Without including the pictures, copy out every line below.

◆ Dataset records:
+---+
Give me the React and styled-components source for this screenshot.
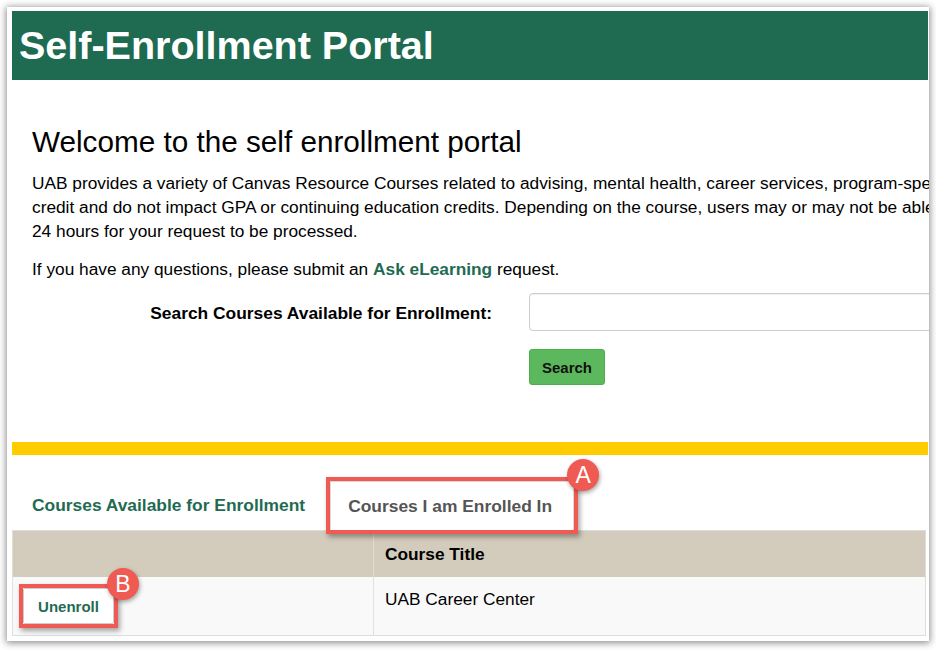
import React from "react";
import styled, { createGlobalStyle } from "styled-components";

const Global = createGlobalStyle`
  html, body { margin: 0; padding: 0; background: #ffffff; }
  body { font-family: "Liberation Sans", Arial, sans-serif; color: #000; }
  * { box-sizing: border-box; }
`;

const GREEN = "#1f6b52";
const RED = "#ef5a52";

const Stage = styled.div`
  width: 936px;
  height: 650px;
  padding: 7px 7px 0 7px;
  overflow: hidden;
`;

const Window = styled.div`
  width: 922px;
  height: 634px;
  background: #fff;
  padding: 4px 1px 0 5px;
  box-shadow: 0 1px 7px 1px rgba(0, 0, 0, 0.45);
  overflow: hidden;
`;

const Content = styled.div`
  width: 916px;
  display: flex;
  flex-direction: column;
`;

const Header = styled.header`
  height: 69px;
  background: ${GREEN};
  display: flex;
  align-items: center;
  padding-left: 7px;
`;

const Title = styled.h1`
  margin: 0;
  color: #fff;
  font-size: 39.5px;
  font-weight: 700;
  line-height: 1;
`;

const Main = styled.main`
  padding: 45px 0 0 20px;
`;

const Welcome = styled.h2`
  margin: 0 0 13px;
  font-size: 29.7px;
  font-weight: 400;
  line-height: 33px;
`;

const Para = styled.p`
  margin: 0 0 ${(p) => (p.$last ? 0 : 14)}px;
  font-size: 17.3px;
  line-height: 24px;
  white-space: nowrap;
`;

const Link = styled.a`
  color: ${GREEN};
  font-weight: 700;
  text-decoration: none;
`;

const Form = styled.form`
  display: grid;
  grid-template-columns: 480px 500px;
  column-gap: 37px;
  row-gap: 18px;
  align-items: center;
  margin: 12px 0 0 -20px;
`;

const Label = styled.label`
  text-align: right;
  font-size: 17.4px;
  font-weight: 700;
  padding-top: 3px;
`;

const Input = styled.input`
  height: 38px;
  width: 500px;
  border: 1px solid #cccccc;
  border-radius: 4px;
  box-shadow: inset 0 1px 1px rgba(0, 0, 0, 0.06);
`;

const SearchButton = styled.button`
  justify-self: start;
  width: 76px;
  height: 36px;
  background: #5cb85c;
  border: 1px solid #4cae4c;
  border-radius: 3px;
  font-family: inherit;
  font-size: 15px;
  font-weight: 700;
  color: #111;
`;

const GoldBar = styled.div`
  height: 13px;
  background: #ffcc00;
  margin-top: 57px;
`;

const Tabs = styled.nav`
  height: 75px;
  display: flex;
  align-items: flex-end;
  gap: 5px;
`;

const Tab = styled.div`
  height: 49px;
  display: flex;
  align-items: center;
  font-size: 17.4px;
  font-weight: 700;
  padding: ${(p) => (p.$active ? "0 21px 0 17px" : "0 20px")};
  color: ${(p) => (p.$active ? "#555555" : GREEN)};
  background: ${(p) => (p.$active ? "#fff" : "transparent")};
  border: ${(p) => (p.$active ? "1px solid #d8d8d8" : "none")};
  border-bottom: none;
`;

const Annotated = styled.div`
  position: relative;
  display: ${(p) => (p.$inline ? "inline-flex" : "flex")};
  box-shadow: 0 0 0 4px ${RED}, 2px 3px 5px 4px rgba(0, 0, 0, 0.35);
`;

const Badge = styled.span`
  position: absolute;
  top: ${(p) => p.$top}px;
  right: ${(p) => p.$right}px;
  width: 32px;
  height: 32px;
  border-radius: 50%;
  background: ${RED};
  color: #fff;
  font-size: 23px;
  font-weight: 400;
  display: flex;
  align-items: center;
  justify-content: center;
  box-shadow: 1px 2px 4px rgba(0, 0, 0, 0.35);
  z-index: 2;
`;

const Table = styled.table`
  width: 914px;
  border-collapse: collapse;
  border: 1px solid #dddddd;
  font-size: 17.3px;
`;

const Th = styled.th`
  background: #d3cbbb;
  text-align: left;
  font-weight: 700;
  line-height: 24px;
  padding: 11px 11px;
  border-left: 1px solid #e2ddd2;
  width: ${(p) => p.$w || "auto"};
`;

const Td = styled.td`
  background: #f9f9f9;
  line-height: 24px;
  padding: ${(p) => (p.$action ? "11px 10px" : "10px 11px 24px")};
  border-left: 1px solid #e1e1e1;
  vertical-align: top;
`;

const UnenrollButton = styled.button`
  width: 91px;
  height: 36px;
  background: #fff;
  border: 1px solid #cccccc;
  border-radius: 2px;
  font-family: inherit;
  font-size: 15px;
  font-weight: 700;
  color: ${GREEN};
`;

export default function App() {
  return (
    <>
      <Global />
      <Stage>
        <Window>
          <Content>
            <Header>
              <Title>Self-Enrollment Portal</Title>
            </Header>
            <Main>
              <Welcome>Welcome to the self enrollment portal</Welcome>
              <Para>
                UAB provides a variety of Canvas Resource Courses related to advising, mental health, career services, program-specific information, and more. These courses do not carry academic
                <br />
                credit and do not impact GPA or continuing education credits. Depending on the course, users may or may not be able to self-unenroll. Please allow up to
                <br />
                24 hours for your request to be processed.
              </Para>
              <Para $last>
                If you have any questions, please submit an <Link href="#">Ask eLearning</Link> request.
              </Para>
              <Form onSubmit={(e) => e.preventDefault()}>
                <Label htmlFor="q">Search Courses Available for Enrollment:</Label>
                <Input id="q" type="text" />
                <span />
                <SearchButton type="submit">Search</SearchButton>
              </Form>
            </Main>
            <GoldBar />
            <Tabs>
              <Tab>Courses Available for Enrollment</Tab>
              <Annotated>
                <Tab $active>Courses I am Enrolled In</Tab>
                <Badge $top={-22} $right={-25}>A</Badge>
              </Annotated>
            </Tabs>
            <Table>
              <thead>
                <tr>
                  <Th $w="361px"></Th>
                  <Th>Course Title</Th>
                </tr>
              </thead>
              <tbody>
                <tr>
                  <Td $action>
                    <Annotated $inline>
                      <UnenrollButton>Unenroll</UnenrollButton>
                      <Badge $top={-20} $right={-25}>B</Badge>
                    </Annotated>
                  </Td>
                  <Td>UAB Career Center</Td>
                </tr>
              </tbody>
            </Table>
          </Content>
        </Window>
      </Stage>
    </>
  );
}
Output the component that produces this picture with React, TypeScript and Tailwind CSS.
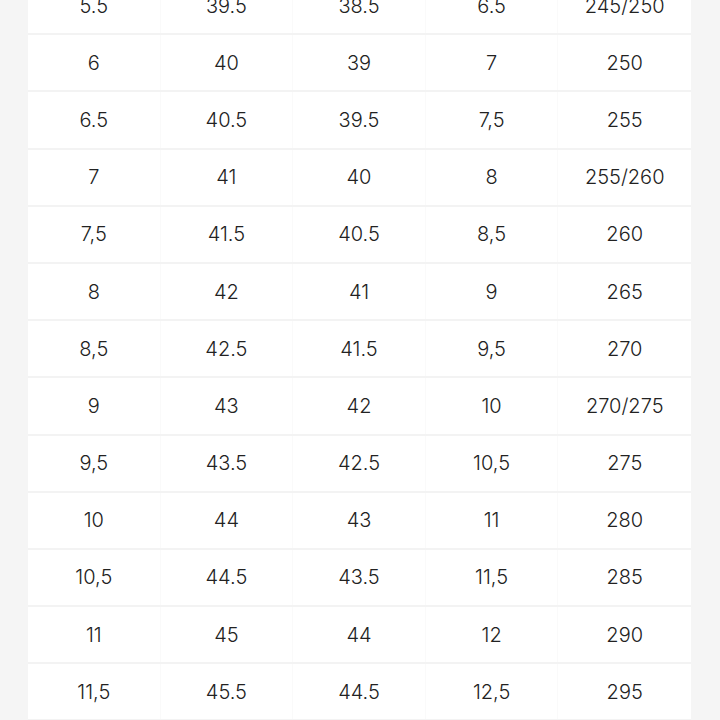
import React from 'react';

const rows: string[][] = [
  ['5.5', '39.5', '38.5', '6.5', '245/250'],
  ['6', '40', '39', '7', '250'],
  ['6.5', '40.5', '39.5', '7,5', '255'],
  ['7', '41', '40', '8', '255/260'],
  ['7,5', '41.5', '40.5', '8,5', '260'],
  ['8', '42', '41', '9', '265'],
  ['8,5', '42.5', '41.5', '9,5', '270'],
  ['9', '43', '42', '10', '270/275'],
  ['9,5', '43.5', '42.5', '10,5', '275'],
  ['10', '44', '43', '11', '280'],
  ['10,5', '44.5', '43.5', '11,5', '285'],
  ['11', '45', '44', '12', '290'],
  ['11,5', '45.5', '44.5', '12,5', '295'],
];

export default function App() {
  return (
    <div className="w-[720px] h-[720px] overflow-hidden bg-[#f5f5f5] flex items-start">
      <div className="ml-[28px] w-[663px] -mt-[22px] bg-white flex flex-col">
        {rows.map((r, i) => (
          <div key={i} className="shrink-0 grid grid-cols-5 h-[57.2px] border-b-2 border-[#f3f3f3]">
            {r.map((c, j) => (
              <div
                key={j}
                className={`flex items-center justify-center text-[20px] font-light text-[#222] ${
                  j < 4 ? 'border-r border-[#fafafa]' : ''
                }`}
                style={{ fontFamily: 'Inter, "Noto Sans", sans-serif' }}
              >
                {c}
              </div>
            ))}
          </div>
        ))}
      </div>
    </div>
  );
}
+---+
◆ Response below:
Give me the React and styled-components source for this screenshot.
import React from "react";
import styled, { createGlobalStyle } from "styled-components";

const Global = createGlobalStyle`
  html, body { margin: 0; padding: 0; background: #ffffff; }
  body { font-family: "Liberation Sans", Arial, sans-serif; color: #000; }
  * { box-sizing: border-box; }
`;

const GREEN = "#1f6b52";
const RED = "#ef5a52";

const Stage = styled.div`
  width: 936px;
  height: 650px;
  padding: 7px 7px 0 7px;
  overflow: hidden;
`;

const Window = styled.div`
  width: 922px;
  height: 634px;
  background: #fff;
  padding: 4px 1px 0 5px;
  box-shadow: 0 1px 7px 1px rgba(0, 0, 0, 0.45);
  overflow: hidden;
`;

const Content = styled.div`
  width: 916px;
  display: flex;
  flex-direction: column;
`;

const Header = styled.header`
  height: 69px;
  background: ${GREEN};
  display: flex;
  align-items: center;
  padding-left: 7px;
`;

const Title = styled.h1`
  margin: 0;
  color: #fff;
  font-size: 39.5px;
  font-weight: 700;
  line-height: 1;
`;

const Main = styled.main`
  padding: 45px 0 0 20px;
`;

const Welcome = styled.h2`
  margin: 0 0 13px;
  font-size: 29.7px;
  font-weight: 400;
  line-height: 33px;
`;

const Para = styled.p`
  margin: 0 0 ${(p) => (p.$last ? 0 : 14)}px;
  font-size: 17.3px;
  line-height: 24px;
  white-space: nowrap;
`;

const Link = styled.a`
  color: ${GREEN};
  font-weight: 700;
  text-decoration: none;
`;

const Form = styled.form`
  display: grid;
  grid-template-columns: 480px 500px;
  column-gap: 37px;
  row-gap: 18px;
  align-items: center;
  margin: 12px 0 0 -20px;
`;

const Label = styled.label`
  text-align: right;
  font-size: 17.4px;
  font-weight: 700;
  padding-top: 3px;
`;

const Input = styled.input`
  height: 38px;
  width: 500px;
  border: 1px solid #cccccc;
  border-radius: 4px;
  box-shadow: inset 0 1px 1px rgba(0, 0, 0, 0.06);
`;

const SearchButton = styled.button`
  justify-self: start;
  width: 76px;
  height: 36px;
  background: #5cb85c;
  border: 1px solid #4cae4c;
  border-radius: 3px;
  font-family: inherit;
  font-size: 15px;
  font-weight: 700;
  color: #111;
`;

const GoldBar = styled.div`
  height: 13px;
  background: #ffcc00;
  margin-top: 57px;
`;

const Tabs = styled.nav`
  height: 75px;
  display: flex;
  align-items: flex-end;
  gap: 5px;
`;

const Tab = styled.div`
  height: 49px;
  display: flex;
  align-items: center;
  font-size: 17.4px;
  font-weight: 700;
  padding: ${(p) => (p.$active ? "0 21px 0 17px" : "0 20px")};
  color: ${(p) => (p.$active ? "#555555" : GREEN)};
  background: ${(p) => (p.$active ? "#fff" : "transparent")};
  border: ${(p) => (p.$active ? "1px solid #d8d8d8" : "none")};
  border-bottom: none;
`;

const Annotated = styled.div`
  position: relative;
  display: ${(p) => (p.$inline ? "inline-flex" : "flex")};
  box-shadow: 0 0 0 4px ${RED}, 2px 3px 5px 4px rgba(0, 0, 0, 0.35);
`;

const Badge = styled.span`
  position: absolute;
  top: ${(p) => p.$top}px;
  right: ${(p) => p.$right}px;
  width: 32px;
  height: 32px;
  border-radius: 50%;
  background: ${RED};
  color: #fff;
  font-size: 23px;
  font-weight: 400;
  display: flex;
  align-items: center;
  justify-content: center;
  box-shadow: 1px 2px 4px rgba(0, 0, 0, 0.35);
  z-index: 2;
`;

const Table = styled.table`
  width: 914px;
  border-collapse: collapse;
  border: 1px solid #dddddd;
  font-size: 17.3px;
`;

const Th = styled.th`
  background: #d3cbbb;
  text-align: left;
  font-weight: 700;
  line-height: 24px;
  padding: 11px 11px;
  border-left: 1px solid #e2ddd2;
  width: ${(p) => p.$w || "auto"};
`;

const Td = styled.td`
  background: #f9f9f9;
  line-height: 24px;
  padding: ${(p) => (p.$action ? "11px 10px" : "10px 11px 24px")};
  border-left: 1px solid #e1e1e1;
  vertical-align: top;
`;

const UnenrollButton = styled.button`
  width: 91px;
  height: 36px;
  background: #fff;
  border: 1px solid #cccccc;
  border-radius: 2px;
  font-family: inherit;
  font-size: 15px;
  font-weight: 700;
  color: ${GREEN};
`;

export default function App() {
  return (
    <>
      <Global />
      <Stage>
        <Window>
          <Content>
            <Header>
              <Title>Self-Enrollment Portal</Title>
            </Header>
            <Main>
              <Welcome>Welcome to the self enrollment portal</Welcome>
              <Para>
                UAB provides a variety of Canvas Resource Courses related to advising, mental health, career services, program-specific information, and more. These courses do not carry academic
                <br />
                credit and do not impact GPA or continuing education credits. Depending on the course, users may or may not be able to self-unenroll. Please allow up to
                <br />
                24 hours for your request to be processed.
              </Para>
              <Para $last>
                If you have any questions, please submit an <Link href="#">Ask eLearning</Link> request.
              </Para>
              <Form onSubmit={(e) => e.preventDefault()}>
                <Label htmlFor="q">Search Courses Available for Enrollment:</Label>
                <Input id="q" type="text" />
                <span />
                <SearchButton type="submit">Search</SearchButton>
              </Form>
            </Main>
            <GoldBar />
            <Tabs>
              <Tab>Courses Available for Enrollment</Tab>
              <Annotated>
                <Tab $active>Courses I am Enrolled In</Tab>
                <Badge $top={-22} $right={-25}>A</Badge>
              </Annotated>
            </Tabs>
            <Table>
              <thead>
                <tr>
                  <Th $w="361px"></Th>
                  <Th>Course Title</Th>
                </tr>
              </thead>
              <tbody>
                <tr>
                  <Td $action>
                    <Annotated $inline>
                      <UnenrollButton>Unenroll</UnenrollButton>
                      <Badge $top={-20} $right={-25}>B</Badge>
                    </Annotated>
                  </Td>
                  <Td>UAB Career Center</Td>
                </tr>
              </tbody>
            </Table>
          </Content>
        </Window>
      </Stage>
    </>
  );
}
Output the component that produces this picture with React, TypeScript and Tailwind CSS.
import React from 'react';

const rows: string[][] = [
  ['5.5', '39.5', '38.5', '6.5', '245/250'],
  ['6', '40', '39', '7', '250'],
  ['6.5', '40.5', '39.5', '7,5', '255'],
  ['7', '41', '40', '8', '255/260'],
  ['7,5', '41.5', '40.5', '8,5', '260'],
  ['8', '42', '41', '9', '265'],
  ['8,5', '42.5', '41.5', '9,5', '270'],
  ['9', '43', '42', '10', '270/275'],
  ['9,5', '43.5', '42.5', '10,5', '275'],
  ['10', '44', '43', '11', '280'],
  ['10,5', '44.5', '43.5', '11,5', '285'],
  ['11', '45', '44', '12', '290'],
  ['11,5', '45.5', '44.5', '12,5', '295'],
];

export default function App() {
  return (
    <div className="w-[720px] h-[720px] overflow-hidden bg-[#f5f5f5] flex items-start">
      <div className="ml-[28px] w-[663px] -mt-[22px] bg-white flex flex-col">
        {rows.map((r, i) => (
          <div key={i} className="shrink-0 grid grid-cols-5 h-[57.2px] border-b-2 border-[#f3f3f3]">
            {r.map((c, j) => (
              <div
                key={j}
                className={`flex items-center justify-center text-[20px] font-light text-[#222] ${
                  j < 4 ? 'border-r border-[#fafafa]' : ''
                }`}
                style={{ fontFamily: 'Inter, "Noto Sans", sans-serif' }}
              >
                {c}
              </div>
            ))}
          </div>
        ))}
      </div>
    </div>
  );
}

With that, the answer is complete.